■ **Dataset content**:

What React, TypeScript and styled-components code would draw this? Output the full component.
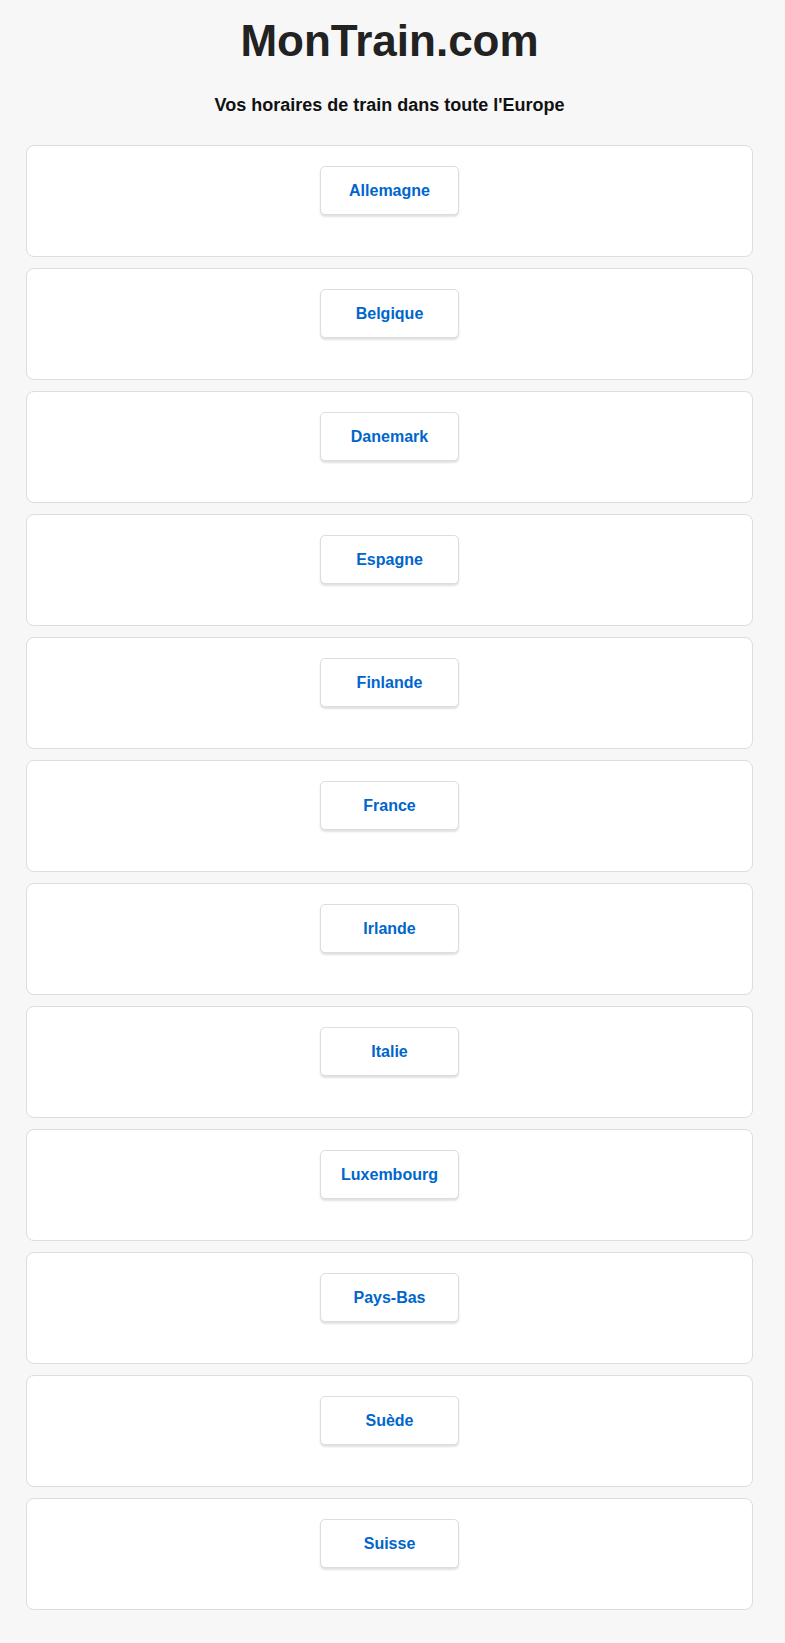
import styled, { createGlobalStyle } from 'styled-components';

const GlobalStyle = createGlobalStyle`
  body {
    margin: 0;
    background: #f7f7f7;
    font-family: "Liberation Sans", Arial, sans-serif;
  }
`;

const Page = styled.div`
  padding: 16px 32px 33px 26px;
`;

const Title = styled.h1`
  margin: 0 0 29px;
  font-size: 44px;
  line-height: 50px;
  font-weight: bold;
  color: #222;
  text-align: center;
`;

const Subtitle = styled.h2`
  margin: 0 0 29px;
  font-size: 18px;
  line-height: 21px;
  font-weight: bold;
  color: #111;
  text-align: center;
`;

const CountryList = styled.div`
  display: flex;
  flex-direction: column;
  gap: 11px;
`;

const Card = styled.div`
  background: #fff;
  border: 1px solid #ddd;
  border-radius: 8px;
  padding: 20px 20px 41px;
  display: flex;
  justify-content: center;
`;

const CountryButton = styled.a`
  box-sizing: border-box;
  width: 139px;
  height: 49px;
  padding-top: 1px;
  display: flex;
  align-items: center;
  justify-content: center;
  background: #fff;
  border: 1px solid #ddd;
  border-radius: 5px;
  box-shadow: 0 2px 2px rgba(0, 0, 0, 0.12);
  color: #0066cc;
  font-size: 16px;
  font-weight: bold;
  text-decoration: none;
  cursor: pointer;
`;

const countries = [
  'Allemagne',
  'Belgique',
  'Danemark',
  'Espagne',
  'Finlande',
  'France',
  'Irlande',
  'Italie',
  'Luxembourg',
  'Pays-Bas',
  'Suède',
  'Suisse',
];

export default function App() {
  return (
    <>
      <GlobalStyle />
      <Page>
        <Title>MonTrain.com</Title>
        <Subtitle>Vos horaires de train dans toute l'Europe</Subtitle>
        <CountryList>
          {countries.map((name) => (
            <Card key={name}>
              <CountryButton>{name}</CountryButton>
            </Card>
          ))}
        </CountryList>
      </Page>
    </>
  );
}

■ **Work to complete**: Output all of the data exactly as it stands, minus any images.

■ **Response to this exercise**:
What React, TypeScript and styled-components code would draw this? Output the full component.
import styled, { createGlobalStyle } from 'styled-components';

const GlobalStyle = createGlobalStyle`
  body {
    margin: 0;
    background: #f7f7f7;
    font-family: "Liberation Sans", Arial, sans-serif;
  }
`;

const Page = styled.div`
  padding: 16px 32px 33px 26px;
`;

const Title = styled.h1`
  margin: 0 0 29px;
  font-size: 44px;
  line-height: 50px;
  font-weight: bold;
  color: #222;
  text-align: center;
`;

const Subtitle = styled.h2`
  margin: 0 0 29px;
  font-size: 18px;
  line-height: 21px;
  font-weight: bold;
  color: #111;
  text-align: center;
`;

const CountryList = styled.div`
  display: flex;
  flex-direction: column;
  gap: 11px;
`;

const Card = styled.div`
  background: #fff;
  border: 1px solid #ddd;
  border-radius: 8px;
  padding: 20px 20px 41px;
  display: flex;
  justify-content: center;
`;

const CountryButton = styled.a`
  box-sizing: border-box;
  width: 139px;
  height: 49px;
  padding-top: 1px;
  display: flex;
  align-items: center;
  justify-content: center;
  background: #fff;
  border: 1px solid #ddd;
  border-radius: 5px;
  box-shadow: 0 2px 2px rgba(0, 0, 0, 0.12);
  color: #0066cc;
  font-size: 16px;
  font-weight: bold;
  text-decoration: none;
  cursor: pointer;
`;

const countries = [
  'Allemagne',
  'Belgique',
  'Danemark',
  'Espagne',
  'Finlande',
  'France',
  'Irlande',
  'Italie',
  'Luxembourg',
  'Pays-Bas',
  'Suède',
  'Suisse',
];

export default function App() {
  return (
    <>
      <GlobalStyle />
      <Page>
        <Title>MonTrain.com</Title>
        <Subtitle>Vos horaires de train dans toute l'Europe</Subtitle>
        <CountryList>
          {countries.map((name) => (
            <Card key={name}>
              <CountryButton>{name}</CountryButton>
            </Card>
          ))}
        </CountryList>
      </Page>
    </>
  );
}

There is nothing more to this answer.